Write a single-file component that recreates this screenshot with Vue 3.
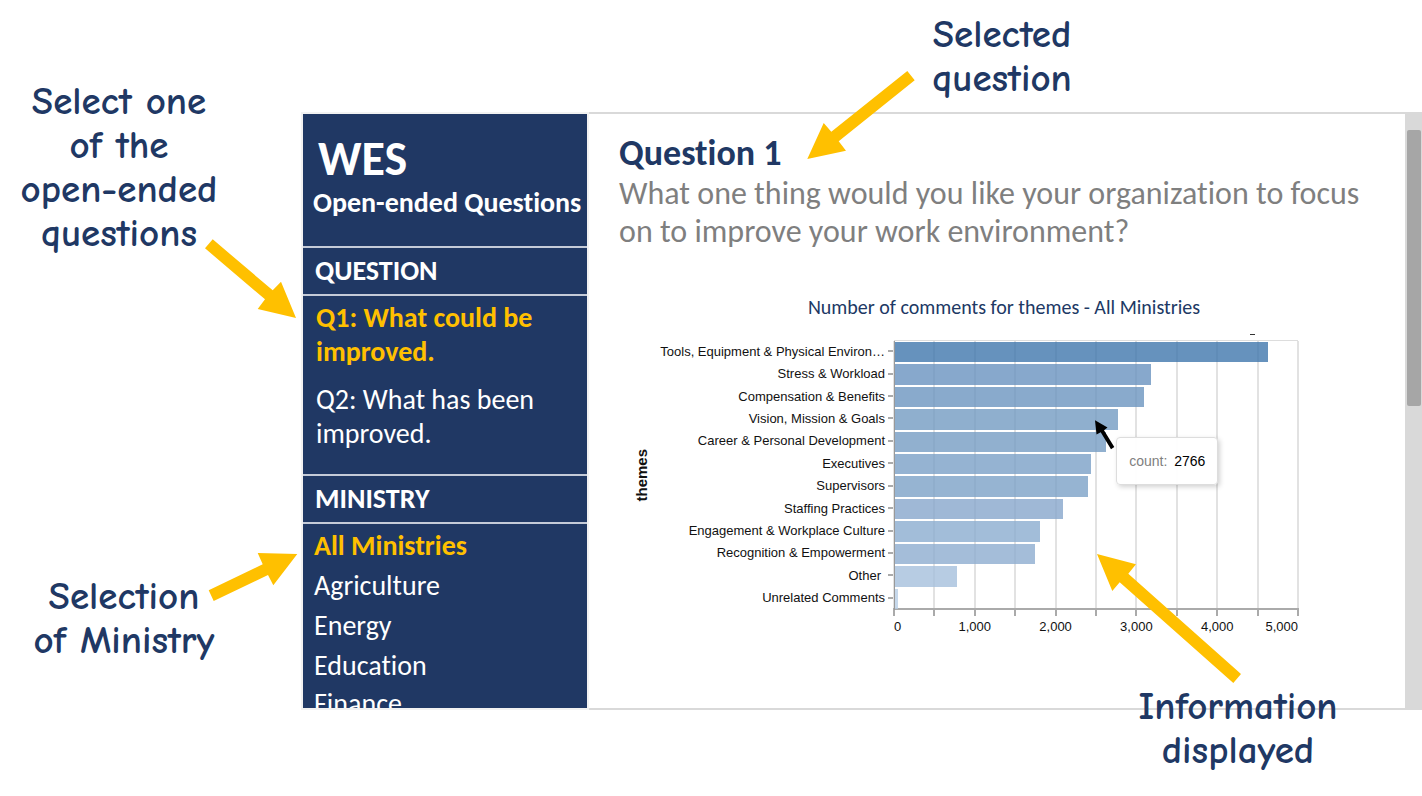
<script setup>
import { ref } from 'vue'

const questions = [
  { id: 'q1', label: 'Q1: What could be improved.' },
  { id: 'q2', label: 'Q2: What has been improved.' },
]
const ministries = ['All Ministries', 'Agriculture', 'Energy', 'Education', 'Finance']
const question = ref('q1')
const ministry = ref('All Ministries')

const max = 5000
const themes = [
  { name: 'Tools, Equipment & Physical Environ…', count: 4627, color: '#4077ac' },
  { name: 'Stress & Workload', count: 3178, color: '#6992bf' },
  { name: 'Compensation & Benefits', count: 3094, color: '#6b95bf' },
  { name: 'Vision, Mission & Goals', count: 2766, color: '#739bc2' },
  { name: 'Career & Personal Development', count: 2620, color: '#759cc3' },
  { name: 'Executives', count: 2430, color: '#7aa0c7' },
  { name: 'Supervisors', count: 2396, color: '#7ca1c7' },
  { name: 'Staffing Practices', count: 2085, color: '#87a6cc' },
  { name: 'Engagement & Workplace Culture', count: 1800, color: '#8baccf' },
  { name: 'Recognition & Empowerment', count: 1735, color: '#8dadd0' },
  { name: 'Other', count: 772, color: '#a5bfdc' },
  { name: 'Unrelated Comments', count: 40, color: '#b8cee6' },
]
const ticks = Array.from({ length: 11 }, (_, i) => i * 500)
const axisLabels = [0, 1000, 2000, 3000, 4000, 5000]
const pct = (v) => `${(v / max) * 100}%`
</script>

<template>
  <main class="page">
    <div class="app">
      <nav class="sidebar">
        <header class="brand">
          <h1>WES</h1>
          <p>Open-ended Questions</p>
        </header>
        <h2>QUESTION</h2>
        <div class="questions">
          <button
            v-for="q in questions"
            :key="q.id"
            type="button"
            :class="{ active: question === q.id }"
            @click="question = q.id"
          >{{ q.label }}</button>
        </div>
        <h2>MINISTRY</h2>
        <div class="ministries">
          <button
            v-for="m in ministries"
            :key="m"
            type="button"
            :class="{ active: ministry === m }"
            @click="ministry = m"
          >{{ m }}</button>
        </div>
      </nav>

      <section class="content">
        <h2>Question 1</h2>
        <p class="prompt">What one thing would you like your organization to focus on to improve your work environment?</p>
        <h3>Number of comments for themes - All Ministries</h3>
        <div class="chart">
          <div class="axis-title"><span>themes</span></div>
          <ul class="labels">
            <li v-for="t in themes" :key="t.name" :class="{ short: t.name === 'Other' }">{{ t.name }}</li>
          </ul>
          <div class="plot">
            <i class="cut-mark"></i>
            <i v-for="t in ticks" :key="t" class="grid-line" :style="{ left: pct(t) }"></i>
            <div class="bars">
              <div v-for="t in themes" :key="t.name" class="row">
                <div class="bar" :style="{ width: pct(t.count), background: t.color }"></div>
              </div>
            </div>
            <span
              v-for="v in axisLabels"
              :key="v"
              class="axis-label"
              :class="{ first: v === 0, last: v === max }"
              :style="{ left: pct(v) }"
            >{{ v.toLocaleString('en-US') }}</span>
            <div class="tooltip" role="tooltip"><span>count:</span> 2766</div>
          </div>
        </div>
      </section>

      <div class="scrollbar"><div class="thumb"></div></div>
    </div>

    <svg class="arrows" width="1422" height="796" viewBox="0 0 1422 796" aria-hidden="true">
      <g fill="#ffc000">
        <path d="M212.7 239.3 L272.7 290.3 L281 281.7 L296 318 L257.7 309 L265 299.3 L205 248.3Z" />
        <path d="M907.3 71 L914.7 80.3 L838.7 141.3 L846 150.7 L807.3 159 L823.7 123 L831.3 131.7Z" />
        <path d="M208.7 590.3 L262.7 564.3 L257.7 553 L297.3 554 L273.3 585.3 L268 575 L213.7 601Z" />
        <path d="M1097 554 L1136 564.3 L1128.3 573.7 L1241 674 L1233.3 683 L1119.7 582.3 L1112.3 591Z" />
      </g>
      <path d="M1095 420.3 L1107.5 427.5 L1104 430.3 L1114.3 447 L1111 449.3 L1100.7 432.3 L1096.5 434.5Z" fill="#000" />
    </svg>

    <p class="callout select-question">Select one<br>of the<br>open-ended<br>questions</p>
    <p class="callout selected-question">Selected<br>question</p>
    <p class="callout select-ministry">Selection<br>of Ministry</p>
    <p class="callout information">Information<br>displayed</p>
  </main>
</template>

<style>
body {
  background: #fff;
}
</style>

<style scoped>
* {
  box-sizing: border-box;
}
h1, h2, h3, p, ul {
  margin: 0;
  padding: 0;
}
.page {
  position: relative;
  min-height: 100vh;
  padding: 112px 0 0 301px;
  overflow: hidden;
  font-family: Carlito, Lato, sans-serif;
  font-variant-ligatures: none;
}
.app {
  display: flex;
}
.sidebar {
  flex: 0 0 288px;
  border: 2px solid #f2f2f2;
  background: #203864;
  color: #fff;
}
.brand {
  height: 132px;
  padding: 20px 0 0 10px;
  white-space: nowrap;
}
.brand h1 {
  padding-left: 5px;
  font-size: 48px;
  line-height: 50px;
}
.brand p {
  font-size: 28px;
  font-weight: 700;
  line-height: 38px;
}
.sidebar h2 {
  padding-left: 12px;
  border: solid #c5cbd8;
  border-width: 2px 0;
  font-size: 28px;
  line-height: 46px;
}
.sidebar button {
  display: block;
  width: 100%;
  padding: 0;
  border: 0;
  background: none;
  color: #fff;
  font: inherit;
  font-size: 28px;
  text-align: left;
  cursor: pointer;
}
.sidebar button.active {
  color: #ffc000;
  font-weight: 700;
}
.questions {
  display: grid;
  align-content: start;
  gap: 14px;
  height: 178px;
  padding: 5px 30px 0 13px;
}
.questions button {
  line-height: 34px;
}
.ministries {
  height: 184px;
  padding: 2px 0 0 11px;
  overflow: hidden;
}
.ministries button {
  line-height: 40px;
}
.ministries button:last-child {
  line-height: 36px;
}
.content {
  flex: 1;
  min-width: 0;
  padding: 20px 16px 0 30px;
  border: solid #d9d9d9;
  border-width: 2px 0;
}
.content h2 {
  color: #203864;
  font-size: 36px;
  line-height: 38px;
}
.prompt {
  margin-top: 3px;
  color: #7f7f7f;
  font-size: 32px;
  line-height: 38px;
}
.content h3 {
  margin-top: 44px;
  color: #203864;
  font-size: 20px;
  font-weight: 400;
  line-height: 24px;
  text-align: center;
}
.chart {
  display: flex;
  height: 269px;
  margin: 22px 91px 0 8px;
  color: #111;
  font-family: "Liberation Sans", Arial, sans-serif;
  font-size: 13px;
}
.axis-title {
  display: grid;
  flex: 0 0 28px;
  place-items: center;
  font-size: 15px;
  font-weight: 700;
}
.axis-title span {
  writing-mode: vertical-rl;
  transform: rotate(180deg);
}
.labels {
  display: grid;
  flex: 0 0 239px;
  grid-auto-rows: 1fr;
  height: 269px;
  margin-top: -1px;
  list-style: none;
}
.labels li {
  display: flex;
  align-items: center;
  justify-content: flex-end;
  gap: 3px;
  white-space: nowrap;
}
.labels li::after {
  width: 6px;
  height: 2px;
  background: #aaa;
  content: "";
}
.labels li.short {
  gap: 7px;
}
.plot {
  position: relative;
  flex: 1;
  border-bottom: 2px solid #aaa;
  box-shadow: 0 -1px #ddd;
}
.grid-line {
  position: absolute;
  top: 0;
  bottom: 0;
  width: 2px;
  margin-left: -1px;
  background: #e2e2e2;
}
.grid-line::after {
  position: absolute;
  top: 100%;
  left: 0;
  width: 2px;
  height: 8px;
  background: #aaa;
  content: "";
}
.bars {
  position: relative;
  display: grid;
  grid-auto-rows: 1fr;
  height: 269px;
  border-left: 1px solid #999;
}
.row {
  padding-top: 1px;
  padding-bottom: 1px;
}
.bar {
  height: 100%;
  opacity: 0.8;
}
.axis-label {
  position: absolute;
  top: 100%;
  padding-top: 11px;
  line-height: 16px;
  transform: translateX(-50%);
}
.axis-label.first {
  transform: none;
}
.axis-label.last {
  transform: translateX(-100%);
}
.cut-mark {
  position: absolute;
  top: -7px;
  left: 88%;
  width: 5px;
  height: 1px;
  background: #333;
}
.tooltip {
  position: absolute;
  top: 96px;
  left: 55%;
  padding: 15px 12px;
  border: 1px solid #ddd;
  border-radius: 4px;
  background: #fffffff5;
  box-shadow: 2px 2px 5px #0000002e;
  color: #000;
  font-size: 14px;
  line-height: 16px;
  white-space: nowrap;
}
.tooltip span {
  margin-right: 3px;
  color: #808080;
}
.scrollbar {
  flex: 0 0 17px;
  padding: 18px 1px 0 2px;
  background: #d9d9d9;
}
.thumb {
  height: 276px;
  border-radius: 2px;
  background: #a6a6a6;
}
.arrows {
  position: absolute;
  top: 0;
  left: 0;
  pointer-events: none;
}
.callout {
  position: absolute;
  color: #203864;
  font-family: "Comic Sans MS", "Comic Neue", Lato, sans-serif;
  font-size: 39px;
  font-weight: 700;
  line-height: 44px;
  text-align: center;
  white-space: nowrap;
  transform: translateX(-50%);
}
.select-question {
  top: 80px;
  left: 119px;
}
.selected-question {
  top: 13px;
  left: 1002px;
}
.select-ministry {
  top: 575px;
  left: 124px;
}
.information {
  top: 685px;
  left: 1238px;
}
</style>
_ _ _
EXERCISE TASK -> Restate each line from the start of the listing through the line bearing "const ministry = ref('All Ministries')" word for word. Drop the pictures.

THE COMPLETED TASK ->
Write a single-file component that recreates this screenshot with Vue 3.
<script setup>
import { ref } from 'vue'

const questions = [
  { id: 'q1', label: 'Q1: What could be improved.' },
  { id: 'q2', label: 'Q2: What has been improved.' },
]
const ministries = ['All Ministries', 'Agriculture', 'Energy', 'Education', 'Finance']
const question = ref('q1')
const ministry = ref('All Ministries')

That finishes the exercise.